## Material:
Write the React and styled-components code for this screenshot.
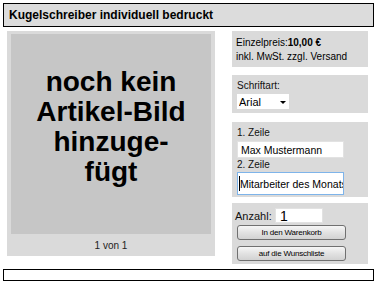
import React from 'react';
import styled, { createGlobalStyle } from 'styled-components';

const GlobalStyle = createGlobalStyle`
  body {
    margin: 0;
    font-family: "Liberation Sans", Arial, sans-serif;
    color: #000;
    background: #fff;
  }
`;

const Page = styled.div`
  padding: 3px 4px 3px 3px;
  width: 371px;
`;

const Header = styled.div`
  height: 22px;
  line-height: 22px;
  padding-left: 5px;
  border: 1px solid #000;
  background: #dcdcdc;
  font-size: 12px;
  font-weight: bold;
`;

const Main = styled.div`
  display: flex;
  align-items: flex-start;
  margin-top: 4px;
  padding-left: 4px;
`;

const ImagePanel = styled.div`
  width: 200px;
  height: 222px;
  padding: 3px 4px 0;
  background: #dadada;
`;

const Placeholder = styled.div`
  height: 167px;
  padding-top: 33px;
  background: #c6c6c6;
  text-align: center;
  font-size: 28px;
  line-height: 30px;
  font-weight: bold;
`;

const Caption = styled.div`
  height: 22px;
  line-height: 23px;
  text-align: center;
  font-size: 10px;
  color: #222;
`;

const Side = styled.div`
  display: flex;
  flex-direction: column;
  width: 136px;
  margin-left: 17px;
`;

const Panel = styled.div`
  box-sizing: border-box;
  height: ${({ $h }) => $h}px;
  margin-top: ${({ $top }) => $top || 0}px;
  padding: ${({ $pt }) => $pt}px 4px 0 ${({ $pl }) => $pl || 5}px;
  background: #dadada;
  font-size: 10px;
  line-height: 14px;
`;

const Label = styled.div`
  font-size: 10px;
  line-height: 14px;
  color: #111;
`;

const SelectWrap = styled.div`
  position: relative;
  width: 52px;
  height: 15px;
  margin-top: 1px;
`;

const Select = styled.select`
  appearance: none;
  box-sizing: border-box;
  width: 52px;
  height: 15px;
  border: none;
  padding: 0 0 0 2px;
  background: #fff;
  font-family: "Liberation Sans", Arial, sans-serif;
  font-size: 11px;
  color: #000;
  outline: none;
`;

const Arrow = styled.span`
  position: absolute;
  left: 43px;
  top: 7px;
  width: 0;
  height: 0;
  border-left: 3px solid transparent;
  border-right: 3px solid transparent;
  border-top: 3px solid #000;
  pointer-events: none;
`;

const TextField = styled.input`
  display: block;
  box-sizing: border-box;
  width: ${({ $w }) => $w || 107}px;
  height: ${({ $h }) => $h || 17}px;
  margin-top: ${({ $top }) => $top || 0}px;
  padding: 0 0 0 ${({ $pad }) => $pad || 3}px;
  border: 1px solid ${({ $focus }) => ($focus ? '#7eb4ea' : '#e2e2e2')};
  background: #fff;
  font-family: "Liberation Sans", Arial, sans-serif;
  font-size: ${({ $fs }) => $fs || 10.5}px;
  color: #000;
  outline: none;
`;

const FieldWrap = styled.div`
  position: relative;
`;

const Caret = styled.span`
  position: absolute;
  left: 2px;
  top: 4px;
  width: 1px;
  height: 15px;
  background: #000;
`;

const QtyRow = styled.div`
  display: flex;
  align-items: center;
  margin-top: 5px;
  margin-left: -2px;
  font-size: 11px;
`;

const QtyLabel = styled.span`
  width: 40px;
  color: #111;
`;

const Button = styled.button`
  display: block;
  box-sizing: border-box;
  width: 109px;
  height: 15px;
  margin-top: ${({ $top }) => $top}px;
  padding: 0;
  border: 1px solid #707070;
  border-radius: 3px;
  background: linear-gradient(#f6f6f6, #e2e2e2 50%, #d2d2d2);
  font-family: "Liberation Sans", Arial, sans-serif;
  font-size: 8px;
  letter-spacing: -0.2px;
  color: #000;
`;

const Footer = styled.div`
  height: 10px;
  margin-top: 5px;
  border: 1px solid #000;
`;

export default function App() {
  return (
    <>
      <GlobalStyle />
      <Page>
        <Header>Kugelschreiber individuell bedruckt</Header>
        <Main>
          <ImagePanel>
            <Placeholder>
              noch kein<br />Artikel-Bild<br />hinzuge-<br />fügt
            </Placeholder>
            <Caption>1 von 1</Caption>
          </ImagePanel>
          <Side>
            <Panel $h={36} $pt={5} $pl={4}>
              Einzelpreis:<b>10,00 €</b>
              <br />
              inkl. MwSt. zzgl. Versand
            </Panel>
            <Panel $h={38} $pt={4} $top={8}>
              <Label>Schriftart:</Label>
              <SelectWrap>
                <Select defaultValue="Arial">
                  <option>Arial</option>
                  <option>Times</option>
                </Select>
                <Arrow />
              </SelectWrap>
            </Panel>
            <Panel $h={75} $pt={4} $top={9}>
              <Label>1. Zeile</Label>
              <TextField $top={1} defaultValue="Max Mustermann" />
              <Label>2. Zeile</Label>
              <FieldWrap>
                <TextField $h={23} $pad={2} $focus defaultValue="Mitarbeiter des Monats" />
                <Caret />
              </FieldWrap>
            </Panel>
            <Panel $h={61} $pt={0} $top={6}>
              <QtyRow>
                <QtyLabel>Anzahl:</QtyLabel>
                <TextField $w={48} $h={15} $fs={14} $pad={4} defaultValue="1" />
              </QtyRow>
              <Button $top={2}>In den Warenkorb</Button>
              <Button $top={6}>auf die Wunschliste</Button>
            </Panel>
          </Side>
        </Main>
        <Footer />
      </Page>
    </>
  );
}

## What you need to do:
Copy out all lines above that include the string "components".

## Completed task:
Write the React and styled-components code for this screenshot.
import styled, { createGlobalStyle } from 'styled-components';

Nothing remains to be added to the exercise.